Ekspert ocenia, że w "trudnej" sytuacji jest powołana na wicepremiera Beata Szydło, bo nie ma odpowiedzi na pytanie "na czym polegał problem" i dlaczego premier Szydło nie mogła dalej kierować rządem.

Dr hab. Sławomir Sowiński zauważył także, że to prezydent, a nie nowy premier tłumaczył, dlaczego nie ma rekonstrukcji rządu. Andrzej Duda mówił, że nowy premier chce się najpierw przyjrzeć pracy ministrów.
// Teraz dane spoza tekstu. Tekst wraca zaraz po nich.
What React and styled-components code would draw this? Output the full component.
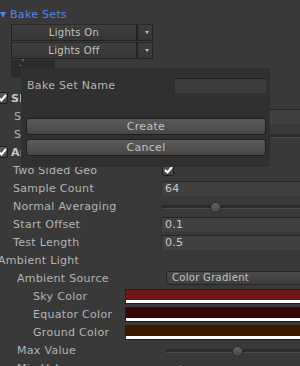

Według eksperta Mateusz Morawiecki zna pracę ministrów, bo był w rządzie. "Skoro nie podejmuje tej decyzji, to znaczy, że nie chodzi tutaj o jakiś moment braku wiedzy, czy potrzeby przyjrzenia się, tylko chodzi o jakieś inne okoliczności polityczne, których nie znamy" - mówi Sowiński.

Politolog ocenił także, że uczestniczenie w - jak to ujął - "osobliwym wydarzeniu jakim jest wymiana premiera bez zmiany rządu" nie było także "najbardziej korzystne wizerunkowo" dla prezydenta Andrzeja Dudy. "Wydaje się, że oczekiwania prezydenta Dudy są inne, a że tak powiem jego możliwości polityczne są też inne. To trudny dla niego moment w trudnych relacjach z ministrem obrony narodowej" - ocenił.